Mr. Colin, I got tied up with something else. Now I am going to look for Notepad+++ Thank you again for keeping me straight. I do appreciate it sir. What's the weather like in Spain? While working for the government, I worked in Germany and had a chance to visit Spain. It was April and cold at the time so I did not get to spend time in the warm weather they talk about. Thanks again. Bob


----------



## tapeguy (Mar 7, 2014)

Good evening Mr. Colin, The website went down for maintenance so I am just getting back to you. I was finally able to get the Note Pad++ and down load it to my computer. My wife, the realtor, will be dealing with Trulia so I went there (www.trulia.com/widgets) to get the code for their "Rent vs Buy" Calculator. I see the code a a long line of code at the very top of the Note Pad ++. Actually, I've got to learn how to use this new software and I don't know how long the learning curve is, but I'm game. However, I did try, using your guidance, to copy and past this code on one of my webpages, but nothing showed up.

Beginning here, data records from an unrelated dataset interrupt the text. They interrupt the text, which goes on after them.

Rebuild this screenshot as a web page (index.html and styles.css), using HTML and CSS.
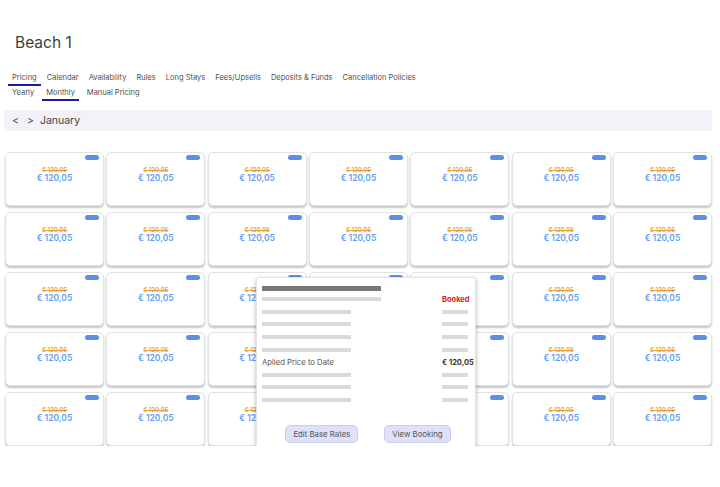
FILE: index.html
```html
<!DOCTYPE html>
<html lang="en">
<head>
    <meta charset="UTF-8">
    <meta name="viewport" content="width=device-width, initial-scale=1.0">
    <title>Beach 1 - Pricing</title>
    <link rel="stylesheet" href="styles.css">
</head>
<body>
    <div class="page">
        <h1 class="title">Beach 1</h1>

        <!-- Main tabs -->
        <nav class="tabs">
            <a class="tab active">Pricing</a>
            <a class="tab">Calendar</a>
            <a class="tab">Availability</a>
            <a class="tab">Rules</a>
            <a class="tab">Long Stays</a>
            <a class="tab">Fees/Upsells</a>
            <a class="tab">Deposits &amp; Funds</a>
            <a class="tab">Cancellation Policies</a>
        </nav>

        <!-- Sub tabs -->
        <nav class="tabs sub-tabs">
            <a class="tab">Yearly</a>
            <a class="tab active">Monthly</a>
            <a class="tab">Manual Pricing</a>
        </nav>

        <div class="month-bar">
            <span class="arrow">&lt;</span>
            <span class="arrow">&gt;</span>
            <span class="month">January</span>
        </div>

        <div class="calendar-wrap">
            <div class="calendar" id="calendar"></div>

            <!-- Booking popup -->
            <div class="popup">
                <div class="bar dark"></div>
                <div class="popup-rows">
                    <div class="bar wide"></div><span class="booked">Booked</span>
                    <div class="bar"></div><div class="bar small"></div>
                    <div class="bar"></div><div class="bar small"></div>
                    <div class="bar"></div><div class="bar small"></div>
                    <div class="bar"></div><div class="bar small"></div>
                    <span class="label">Aplied Price to Date</span><span class="amount">€ 120,05</span>
                    <div class="bar"></div><div class="bar small"></div>
                    <div class="bar"></div><div class="bar small"></div>
                    <div class="bar"></div><div class="bar small"></div>
                </div>
                <div class="popup-actions">
                    <button class="btn">Edit Base Rates</button>
                    <button class="btn">View Booking</button>
                </div>
            </div>
        </div>
    </div>

    <script>
        // Build 5 weeks x 7 days of day cards
        var calendar = document.getElementById("calendar");
        for (var i = 0; i < 35; i++) {
            var row = Math.floor(i / 7);
            var col = i % 7;
            var card = document.createElement("div");
            card.className = "day";
            // prices of days fully hidden under the popup are not drawn
            if (row >= 2 && (col == 3 || col == 4)) {
                card.className += " covered";
            }
            card.innerHTML =
                '<span class="badge"></span>' +
                '<span class="old-price">€ 120,05</span>' +
                '<span class="price">€ 120,05</span>';
            calendar.appendChild(card);
        }
    </script>
</body>
</html>
```

FILE: styles.css
```css
body {
    margin: 0;
    font-family: Inter, "Noto Sans", sans-serif;
    color: #444;
    background: #fff;
}

.page {
    padding: 0 8px 0 4px;
}

.title {
    margin: 0;
    padding: 33px 0 0 11px;
    font-size: 15.5px;
    font-weight: 400;
    line-height: 20px;
    color: #404040;
}

/* Tabs */
.tabs {
    display: flex;
    gap: 2px;
    margin-top: 19px;
    padding-left: 4px;
}

.tab {
    padding: 0 4px;
    font-size: 7.5px;
    line-height: 12px;
    color: #505050;
    border-bottom: 2px solid transparent;
}

.tab.active {
    border-bottom-color: #1e1a9c;
}

.sub-tabs {
    margin-top: 1px;
    gap: 4px;
}

.month-bar {
    display: flex;
    align-items: center;
    gap: 8px;
    height: 21px;
    margin-top: 9px;
    padding-left: 8px;
    background-color: #f3f2f8;
    font-size: 10.5px;
    color: #444;
}

.month-bar .month {
    margin-left: -2px;
}

/* Calendar grid */
.calendar-wrap {
    position: relative;
    margin-top: 21px;
    padding-left: 1px;
}

.calendar {
    display: grid;
    grid-template-columns: repeat(7, 1fr);
    column-gap: 2.4px;
    row-gap: 6px;
}

.day {
    position: relative;
    display: flex;
    flex-direction: column;
    align-items: center;
    height: 54px;
    padding-top: 13px;
    box-sizing: border-box;
    background: #fff;
    border: 1px solid #e2e2e2;
    border-radius: 5px;
    box-shadow: 0 2px 2px rgba(0, 0, 0, 0.22);
}

.day.covered .old-price,
.day.covered .price {
    visibility: hidden;
}

.badge {
    position: absolute;
    top: 2px;
    right: 4px;
    width: 14px;
    height: 5px;
    border-radius: 3px;
    background-color: #5b8fe8;
}

.old-price {
    font-size: 6px;
    font-weight: 600;
    line-height: 8px;
    color: #e9a23b;
    text-decoration: line-through;
}

.price {
    font-size: 8.5px;
    font-weight: 600;
    line-height: 9px;
    color: #5e9cf0;
}

/* Popup */
.popup {
    position: absolute;
    left: 252px;
    top: 125px;
    width: 220px;
    height: 176px;
    box-sizing: border-box;
    padding: 8px 4px 0 5px;
    background: #fff;
    border: 1px solid #e4e4e4;
    border-radius: 3px;
    box-shadow: 0 2px 4px rgba(0, 0, 0, 0.3);
}

.bar {
    width: 89px;
    height: 4px;
    background-color: #dadada;
}

.bar.dark {
    width: 119px;
    height: 4.5px;
    background-color: #787878;
}

.bar.wide {
    width: 119px;
}

.bar.small {
    width: 26px;
}

.popup-rows {
    display: grid;
    grid-template-columns: 180px 1fr;
    grid-auto-rows: 12.6px;
    align-items: center;
    margin-top: 2.5px;
    white-space: nowrap;
}

.booked {
    font-size: 7.5px;
    font-weight: 700;
    line-height: 9px;
    color: #e02020;
}

.label {
    font-size: 7.7px;
    line-height: 9px;
    color: #555;
}

.amount {
    font-size: 7.5px;
    font-weight: 700;
    line-height: 9px;
    color: #333;
}

.popup-actions {
    display: flex;
    justify-content: center;
    gap: 26px;
    margin-top: 18.5px;
    padding-left: 3px;
}

.btn {
    height: 18px;
    padding: 0 7px;
    font-family: Inter, "Noto Sans", sans-serif;
    font-size: 7.8px;
    color: #555;
    background-color: #dfe2f7;
    border: 1px solid #c8cdee;
    border-radius: 5px;
}
```
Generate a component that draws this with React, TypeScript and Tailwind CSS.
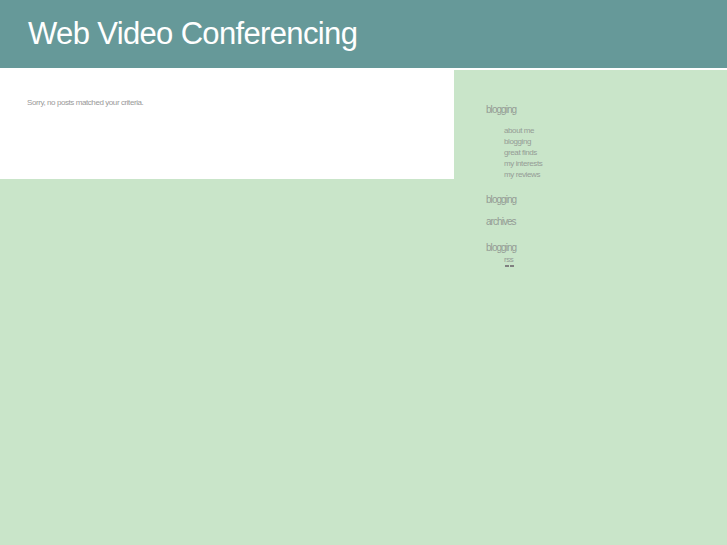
const links = ["about me", "blogging", "great finds", "my interests", "my reviews"];

function SideTitle({ children, className }: { children: string; className: string }) {
  return <h2 className={`text-[10px] leading-[12px] tracking-[-0.95px] text-[#949c95] ${className}`}>{children}</h2>;
}

export default function App() {
  return (
    <div className="min-h-screen bg-[#c9e5c9] font-['Liberation_Sans',Arial,sans-serif]">
      <header className="h-[70px] border-b-2 border-white bg-[#669999] pl-[28px] pt-[15px]">
        <h1 className="text-[31px] leading-[38px] tracking-[-0.65px] text-white">Web Video Conferencing</h1>
      </header>
      <div className="flex items-start">
        <main className="h-[109px] w-[454px] bg-white pl-[27px] pt-[28px]">
          <p className="text-[8px] leading-[10px] tracking-[-0.42px] text-[#999999]">Sorry, no posts matched your criteria.</p>
        </main>
        <aside className="flex-1 pl-[32px] pt-[34px]">
          <SideTitle className="">blogging</SideTitle>
          <ul className="mt-[9px] pl-[18px]">
            {links.map((link) => (
              <li key={link} className="h-[11px] text-[8px] leading-[11px] tracking-[-0.4px] text-[#959c96]">{link}</li>
            ))}
          </ul>
          <SideTitle className="mt-[14px]">blogging</SideTitle>
          <SideTitle className="mt-[10px]">archives</SideTitle>
          <SideTitle className="mt-[14px]">blogging</SideTitle>
          <p className="mt-[1px] pl-[18px] text-[8px] leading-[10px] tracking-[-0.4px] text-[#959c96]">rss</p>
          <div className="ml-[19px] flex gap-[1px]">
            <span className="h-[2px] w-[4px] bg-[#808080]" />
            <span className="h-[2px] w-[4px] bg-[#808080]" />
          </div>
        </aside>
      </div>
    </div>
  );
}
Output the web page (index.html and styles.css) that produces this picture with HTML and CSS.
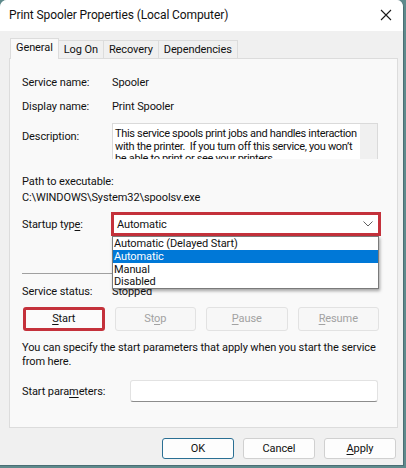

It may take a little time but I intend to get this done and that will be a very proud moment for me. I just wanted to update you and again thank you for taking the time to help me. I truly appreciate sir. Bob


----------



## colinsp (Sep 5, 2007)

Bob

Take it one step at a time. Create a new page with nothing but the widget code on it check that it works and displays. Then slowly but surely add your own content.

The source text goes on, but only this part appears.